Savage Tales #1 (May 1971). Cover art by John Buscema
|Publication date||May 1971 – July 1975|
|No. of issues||11 and one annual|
The first of the two volumes of Savage Tales ran 11 issues, with a nearly 21⁄2-year hiatus after the premiere issue (May 1971, then Oct. 1973 - July 1975).
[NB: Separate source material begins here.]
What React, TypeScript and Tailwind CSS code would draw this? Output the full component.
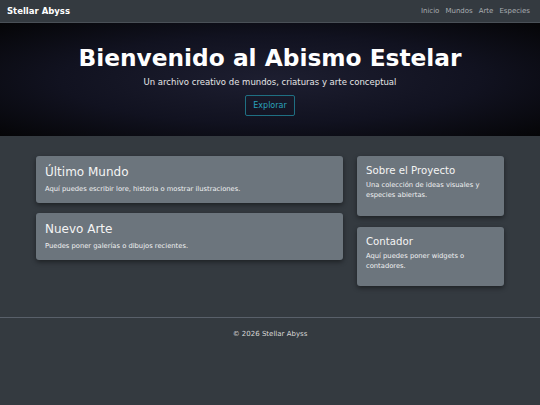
import React from "react";

const font = { fontFamily: '"DejaVu Sans", Verdana, sans-serif' };

export default function App() {
  return (
    <div style={font} className="w-[540px] h-[405px] bg-[#343a40] flex flex-col overflow-hidden">
      <nav className="h-[23px] flex items-center justify-between px-[7px] bg-[#343a40] border-b border-[#4a5057] shrink-0">
        <span className="text-[8.5px] font-bold text-white">Stellar Abyss</span>
        <div className="flex gap-[6px] text-[7px] text-[#a9adb1] pr-[3px]">
          <span>Inicio</span>
          <span>Mundos</span>
          <span>Arte</span>
          <span>Especies</span>
        </div>
      </nav>
      <header className="h-[113px] shrink-0 flex flex-col items-center bg-[radial-gradient(ellipse_at_center,#1d1e30_0%,#111220_55%,#050507_100%)]">
        <h1 className="mt-[21px] text-[23.3px] leading-[28px] font-bold text-white">Bienvenido al Abismo Estelar</h1>
        <p className="mt-[4px] text-[8.5px] leading-[12px] text-[#e6e6e6]">Un archivo creativo de mundos, criaturas y arte conceptual</p>
        <button className="mt-[7px] w-[50px] h-[21px] border border-[#1f6f82] rounded-[2px] text-[8px] text-[#2aa3bd]">Explorar</button>
      </header>
      <main className="flex gap-[14px] px-[36px] pt-[20px] h-[182px] shrink-0 border-b border-[#59606a]">
        <div className="w-[307px] flex flex-col gap-[10px]">
          <div className="bg-[#6c757d] rounded-[3px] px-[9px] pt-[8px] pb-[8.5px] shadow-[0_2px_5px_rgba(0,0,0,0.45)]">
            <h4 className="text-[12px] leading-[16px] text-[#f4f4f4] mb-[3.5px]">Último Mundo</h4>
            <p className="text-[6.75px] leading-[11px] text-[#f0f1f2]">Aquí puedes escribir lore, historia o mostrar ilustraciones.</p>
          </div>
          <div className="bg-[#6c757d] rounded-[3px] px-[9px] pt-[8px] pb-[8.5px] shadow-[0_2px_5px_rgba(0,0,0,0.45)]">
            <h4 className="text-[12px] leading-[16px] text-[#f4f4f4] mb-[3.5px]">Nuevo Arte</h4>
            <p className="text-[6.75px] leading-[11px] text-[#f0f1f2]">Puedes poner galerías o dibujos recientes.</p>
          </div>
        </div>
        <div className="w-[147px] flex flex-col gap-[11px]">
          <div className="bg-[#6c757d] rounded-[3px] px-[9px] pt-[8px] pb-[15px] shadow-[0_2px_5px_rgba(0,0,0,0.45)]">
            <h5 className="text-[10.2px] leading-[14px] text-[#f4f4f4] mb-[2px]">Sobre el Proyecto</h5>
            <p className="text-[6.75px] leading-[10.4px] text-[#f0f1f2]">Una colección de ideas visuales y especies abiertas.</p>
          </div>
          <div className="bg-[#6c757d] rounded-[3px] px-[9px] pt-[8px] pb-[14px] shadow-[0_2px_5px_rgba(0,0,0,0.45)]">
            <h5 className="text-[10.2px] leading-[14px] text-[#f4f4f4] mb-[2px]">Contador</h5>
            <p className="text-[6.75px] leading-[10.4px] text-[#f0f1f2]">Aquí puedes poner widgets o contadores.</p>
          </div>
        </div>
      </main>
      <footer className="pt-[11px] text-center text-[7px] text-[#d8d8d8]">© 2026 Stellar Abyss</footer>
    </div>
  );
}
It marked Marvel's second attempt at entering the comics-magazine field dominated by Warren Publishing (Creepy, Eerie, Vampirella), following the two-issue superhero entry The Spectacular Spider-Man in 1968. Starring in the first issue were:
- Robert E. Howard's sword and sorcery pulp-fiction character Conan the Barbarian, adapted by writer Roy Thomas and artist Barry Windsor-Smith (as Barry Smith)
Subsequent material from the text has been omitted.